That moment when you feel like you’ve cheated the system. Like life is too good for this to be real, for this to be an option.
I had that moment on a boat in the Atlantic. I looked around and saw people in neon colored life vests, equipped with ropes and carabiners, and got myself a slice of their reality. There were no other women aboard the ship, yet I felt comfortable, like that was where I was supposed to be. We dropped off men to each of the large wind turbines in Deepwater Wind’s offshore wind farm off the coast of Block Island, Rhode Island, and shuttled them from site to site. I spoke with the captain, and watched bags of food and equipment swing high above my head, roped up to the team on the high platform. I watched as they climbed the ladders of the yellow base, and as they came back down to the ship. I noted all of the moving parts of the sophisticated operation of coordinating and executing maintenance on the huge mechanical islands that comprise the only offshore wind farm in the U.S.
I came home and relayed my experience, and was almost waiting for someone to stop me, and say “how’d you end up with the coolest job ever?” or “that’s a job?” Then I realized it’s only the coolest to me. I enjoy the challenge of finagling my way inside. Of running from office to harbor to transmission station to get the information I needed for the story, and the contacts to find my way into the front of the boat where I could get the best shot. Of not knowing when the boat would dock again on shore- if it’d be at sea for 2 hours or 12 (it ended up being 2).

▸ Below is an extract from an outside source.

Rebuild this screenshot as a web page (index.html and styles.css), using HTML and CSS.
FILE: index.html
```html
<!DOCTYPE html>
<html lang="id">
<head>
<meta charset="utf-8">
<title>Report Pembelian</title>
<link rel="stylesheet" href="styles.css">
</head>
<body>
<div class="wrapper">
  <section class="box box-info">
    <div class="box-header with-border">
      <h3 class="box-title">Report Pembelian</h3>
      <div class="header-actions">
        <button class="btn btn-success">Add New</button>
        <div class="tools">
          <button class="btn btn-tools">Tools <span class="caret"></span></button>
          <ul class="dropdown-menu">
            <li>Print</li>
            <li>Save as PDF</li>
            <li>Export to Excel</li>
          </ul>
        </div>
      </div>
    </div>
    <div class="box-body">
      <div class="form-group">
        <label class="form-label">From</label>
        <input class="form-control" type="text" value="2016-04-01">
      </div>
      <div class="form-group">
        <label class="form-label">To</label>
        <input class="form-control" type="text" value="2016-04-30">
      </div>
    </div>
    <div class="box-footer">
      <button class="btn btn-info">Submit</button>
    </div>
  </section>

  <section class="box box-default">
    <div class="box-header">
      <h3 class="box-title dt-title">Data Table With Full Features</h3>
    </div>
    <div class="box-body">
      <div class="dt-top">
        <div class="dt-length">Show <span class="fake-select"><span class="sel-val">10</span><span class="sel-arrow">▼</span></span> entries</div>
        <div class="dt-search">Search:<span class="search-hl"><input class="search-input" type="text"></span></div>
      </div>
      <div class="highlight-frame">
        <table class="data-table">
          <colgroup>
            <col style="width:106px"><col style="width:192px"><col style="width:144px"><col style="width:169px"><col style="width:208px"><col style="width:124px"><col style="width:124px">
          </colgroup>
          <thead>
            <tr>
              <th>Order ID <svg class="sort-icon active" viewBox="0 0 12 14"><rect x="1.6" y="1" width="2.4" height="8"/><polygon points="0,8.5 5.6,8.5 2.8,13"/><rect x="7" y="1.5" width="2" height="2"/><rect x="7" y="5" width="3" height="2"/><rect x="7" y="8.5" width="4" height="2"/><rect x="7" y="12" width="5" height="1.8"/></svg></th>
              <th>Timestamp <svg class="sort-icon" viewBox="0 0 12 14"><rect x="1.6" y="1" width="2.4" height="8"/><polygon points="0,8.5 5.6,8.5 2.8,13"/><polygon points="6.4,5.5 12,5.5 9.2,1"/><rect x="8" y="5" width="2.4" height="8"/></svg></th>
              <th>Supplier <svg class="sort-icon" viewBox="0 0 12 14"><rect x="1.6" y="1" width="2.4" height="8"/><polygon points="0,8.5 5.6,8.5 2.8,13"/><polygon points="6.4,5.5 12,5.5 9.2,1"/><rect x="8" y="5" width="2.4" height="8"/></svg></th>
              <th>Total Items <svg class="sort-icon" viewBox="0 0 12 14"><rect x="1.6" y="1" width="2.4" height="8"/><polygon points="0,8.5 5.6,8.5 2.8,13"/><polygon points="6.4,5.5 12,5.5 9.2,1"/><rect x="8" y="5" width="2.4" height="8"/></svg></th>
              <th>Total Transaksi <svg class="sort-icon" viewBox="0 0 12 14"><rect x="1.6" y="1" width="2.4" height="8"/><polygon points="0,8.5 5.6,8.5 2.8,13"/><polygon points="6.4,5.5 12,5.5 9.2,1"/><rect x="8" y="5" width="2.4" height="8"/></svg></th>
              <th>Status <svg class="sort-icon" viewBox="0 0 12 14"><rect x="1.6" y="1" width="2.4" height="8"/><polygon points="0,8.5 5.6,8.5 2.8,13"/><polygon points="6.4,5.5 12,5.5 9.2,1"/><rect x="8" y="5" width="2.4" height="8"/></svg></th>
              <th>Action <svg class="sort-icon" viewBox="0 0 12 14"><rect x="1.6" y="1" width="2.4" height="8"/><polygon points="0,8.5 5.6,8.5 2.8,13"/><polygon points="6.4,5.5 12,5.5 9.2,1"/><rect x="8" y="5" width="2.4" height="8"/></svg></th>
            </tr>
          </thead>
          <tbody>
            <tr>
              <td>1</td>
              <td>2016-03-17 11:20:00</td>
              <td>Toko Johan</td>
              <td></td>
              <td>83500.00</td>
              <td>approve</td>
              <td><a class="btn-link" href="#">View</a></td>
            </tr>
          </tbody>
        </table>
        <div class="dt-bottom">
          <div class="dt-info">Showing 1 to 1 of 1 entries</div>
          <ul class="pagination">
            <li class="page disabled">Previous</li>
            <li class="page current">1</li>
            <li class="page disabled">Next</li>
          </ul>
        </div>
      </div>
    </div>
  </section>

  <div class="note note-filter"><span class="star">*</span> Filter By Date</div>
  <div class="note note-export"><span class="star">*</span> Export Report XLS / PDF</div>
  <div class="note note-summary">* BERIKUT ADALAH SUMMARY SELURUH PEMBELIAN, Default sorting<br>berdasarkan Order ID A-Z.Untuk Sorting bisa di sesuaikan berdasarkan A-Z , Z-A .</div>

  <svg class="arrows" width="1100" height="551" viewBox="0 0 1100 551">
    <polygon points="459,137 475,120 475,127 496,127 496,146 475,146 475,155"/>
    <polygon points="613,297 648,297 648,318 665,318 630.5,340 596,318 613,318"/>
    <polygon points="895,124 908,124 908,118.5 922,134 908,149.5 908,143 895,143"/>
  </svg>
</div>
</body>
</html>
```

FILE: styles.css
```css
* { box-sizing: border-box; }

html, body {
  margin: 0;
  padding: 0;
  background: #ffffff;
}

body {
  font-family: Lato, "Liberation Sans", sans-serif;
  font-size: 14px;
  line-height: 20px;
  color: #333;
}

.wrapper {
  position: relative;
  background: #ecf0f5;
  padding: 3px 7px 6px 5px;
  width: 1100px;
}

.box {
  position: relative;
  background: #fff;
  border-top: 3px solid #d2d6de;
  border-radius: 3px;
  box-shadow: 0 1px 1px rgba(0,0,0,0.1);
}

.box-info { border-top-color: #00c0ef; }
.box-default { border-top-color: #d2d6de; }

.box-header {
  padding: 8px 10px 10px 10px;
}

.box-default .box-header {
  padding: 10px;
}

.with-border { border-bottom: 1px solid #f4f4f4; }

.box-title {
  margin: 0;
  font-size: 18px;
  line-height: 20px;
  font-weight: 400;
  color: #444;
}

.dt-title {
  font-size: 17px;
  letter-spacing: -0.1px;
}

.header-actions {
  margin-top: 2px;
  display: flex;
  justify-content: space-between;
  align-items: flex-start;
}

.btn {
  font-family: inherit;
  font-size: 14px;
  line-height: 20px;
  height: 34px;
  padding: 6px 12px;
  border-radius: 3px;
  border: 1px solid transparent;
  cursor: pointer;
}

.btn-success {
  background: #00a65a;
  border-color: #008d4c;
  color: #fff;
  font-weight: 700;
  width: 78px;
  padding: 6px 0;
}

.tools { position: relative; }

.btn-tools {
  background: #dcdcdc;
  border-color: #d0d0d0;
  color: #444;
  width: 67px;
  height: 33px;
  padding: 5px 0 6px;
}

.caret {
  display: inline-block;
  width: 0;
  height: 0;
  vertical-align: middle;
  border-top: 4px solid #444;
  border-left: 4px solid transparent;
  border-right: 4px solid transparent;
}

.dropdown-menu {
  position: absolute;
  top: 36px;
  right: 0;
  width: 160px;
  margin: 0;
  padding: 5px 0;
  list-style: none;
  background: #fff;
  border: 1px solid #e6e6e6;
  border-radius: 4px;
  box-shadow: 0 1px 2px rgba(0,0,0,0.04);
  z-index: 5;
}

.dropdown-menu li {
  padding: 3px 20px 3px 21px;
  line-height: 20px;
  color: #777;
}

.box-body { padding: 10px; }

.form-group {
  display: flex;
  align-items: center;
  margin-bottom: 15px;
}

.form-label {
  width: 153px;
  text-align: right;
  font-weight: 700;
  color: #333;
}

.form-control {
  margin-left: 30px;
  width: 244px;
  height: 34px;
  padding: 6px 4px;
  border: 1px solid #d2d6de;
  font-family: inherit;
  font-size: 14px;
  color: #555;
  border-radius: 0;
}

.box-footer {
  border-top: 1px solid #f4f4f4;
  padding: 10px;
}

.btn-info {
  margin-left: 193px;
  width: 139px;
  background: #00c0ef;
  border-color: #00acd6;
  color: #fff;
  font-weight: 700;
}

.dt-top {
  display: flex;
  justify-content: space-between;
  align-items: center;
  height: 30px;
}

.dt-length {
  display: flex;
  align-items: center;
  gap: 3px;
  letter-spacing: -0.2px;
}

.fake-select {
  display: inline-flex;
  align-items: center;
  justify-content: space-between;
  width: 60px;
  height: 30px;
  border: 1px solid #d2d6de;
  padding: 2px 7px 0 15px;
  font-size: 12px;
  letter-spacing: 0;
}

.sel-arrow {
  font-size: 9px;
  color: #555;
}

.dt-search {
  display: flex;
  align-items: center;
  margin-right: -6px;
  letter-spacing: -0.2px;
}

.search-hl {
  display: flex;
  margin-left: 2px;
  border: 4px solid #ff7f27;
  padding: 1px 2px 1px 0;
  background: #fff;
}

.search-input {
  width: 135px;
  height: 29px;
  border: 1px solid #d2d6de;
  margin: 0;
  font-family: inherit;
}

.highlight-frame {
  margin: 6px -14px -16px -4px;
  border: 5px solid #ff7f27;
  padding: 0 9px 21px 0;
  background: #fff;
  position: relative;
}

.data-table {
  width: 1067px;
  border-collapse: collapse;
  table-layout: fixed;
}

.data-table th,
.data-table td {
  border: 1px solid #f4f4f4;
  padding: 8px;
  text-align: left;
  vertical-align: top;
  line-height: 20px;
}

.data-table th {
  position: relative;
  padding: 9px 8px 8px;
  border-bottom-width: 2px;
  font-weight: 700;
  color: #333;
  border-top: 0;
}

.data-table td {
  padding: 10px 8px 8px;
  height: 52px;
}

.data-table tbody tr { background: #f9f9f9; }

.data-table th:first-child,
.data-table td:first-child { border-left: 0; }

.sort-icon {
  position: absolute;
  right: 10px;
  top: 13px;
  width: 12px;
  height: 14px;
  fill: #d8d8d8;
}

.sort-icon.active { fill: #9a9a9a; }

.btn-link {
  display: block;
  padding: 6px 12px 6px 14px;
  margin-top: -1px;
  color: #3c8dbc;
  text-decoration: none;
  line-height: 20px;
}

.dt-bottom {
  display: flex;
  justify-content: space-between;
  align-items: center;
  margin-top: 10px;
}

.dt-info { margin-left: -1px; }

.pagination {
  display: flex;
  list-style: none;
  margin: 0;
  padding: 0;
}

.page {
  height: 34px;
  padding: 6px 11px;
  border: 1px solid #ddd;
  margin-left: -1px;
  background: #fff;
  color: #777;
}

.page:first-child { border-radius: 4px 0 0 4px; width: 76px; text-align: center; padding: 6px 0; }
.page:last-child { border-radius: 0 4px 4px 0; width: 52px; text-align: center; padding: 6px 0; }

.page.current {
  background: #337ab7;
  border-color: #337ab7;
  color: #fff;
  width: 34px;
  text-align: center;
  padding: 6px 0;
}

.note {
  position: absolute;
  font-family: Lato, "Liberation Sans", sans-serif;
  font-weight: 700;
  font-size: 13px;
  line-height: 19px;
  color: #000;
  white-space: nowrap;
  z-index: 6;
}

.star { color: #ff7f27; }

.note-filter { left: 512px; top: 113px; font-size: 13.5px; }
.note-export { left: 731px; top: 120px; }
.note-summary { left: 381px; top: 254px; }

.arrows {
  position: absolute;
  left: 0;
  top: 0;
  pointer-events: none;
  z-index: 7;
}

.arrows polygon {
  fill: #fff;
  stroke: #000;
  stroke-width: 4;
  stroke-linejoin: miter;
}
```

I enjoy soaking up information wherever it may come- in interviews, at a bar after a day of interviews, or at the inner harbor chatting with the harbor manager hoping to spot a boat that was destined for the turbines. As a journalist, I learn about people’s reality, and share it with the world. Then I move on to capturing the next. This is work that I can not only swallow, but I can get excited about. I am able to see other people’s jobs, home lives, families, and study them. Learn from them. And contextualize them for readers.
I realized this is how a teacher must feel when he/she has control of a classroom or has facilitated an “ah-hah” moment for a student. Or how a performer feels on stage. I was one of the crewmen (in a way) on that Thursday in June, living an alternative reality. With my articles and photos, I am providing the window into their world. And I absolutely loved it.
Meanwhile, since coming home from the trip (1 day in Falmouth, 1 day in Bourne, 1 day in Hingham & Medford at a rooftop solar site, 3 days on Block Island to see the offshore wind farm) I have so much to digest. It is information overload. The people, the places, and the angles for stories are all bubbling in my mind.
Do I comment on the energy market, show the human component, or share personal revelations? There is extensive follow-up work that comes with an experience like that- going through recordings, notes, and photos to get quotes right, to distill relevant information for other trips or stories, to identify follow-up sources to confirm information. Then there is the question of who my audience is- where to publicize my article once completed? Do I engage with the utilities and developers? Do I sell it to newspapers and wait to post it on my own site?
In addition to organizing my thoughts and content in all forms of media, I need to review my finances from the trip, and organize contacts. I’ll edit photos and finalize stories. Post, hashtag, share, publicize and distribute through appropriate channels. Determine appropriate channels. Find or build a market for my content.
I am creating my form of success, my small business. And it will be messy, no doubt about it.
But I will forever cherish that moment on the Atlantic. As long as I keep reliving that feeling, the one where I’m on top, where I’m cheating the world because I found what feels right, then I think everything else will fall in line.
That’s my career awakening. And I'm sticking to it.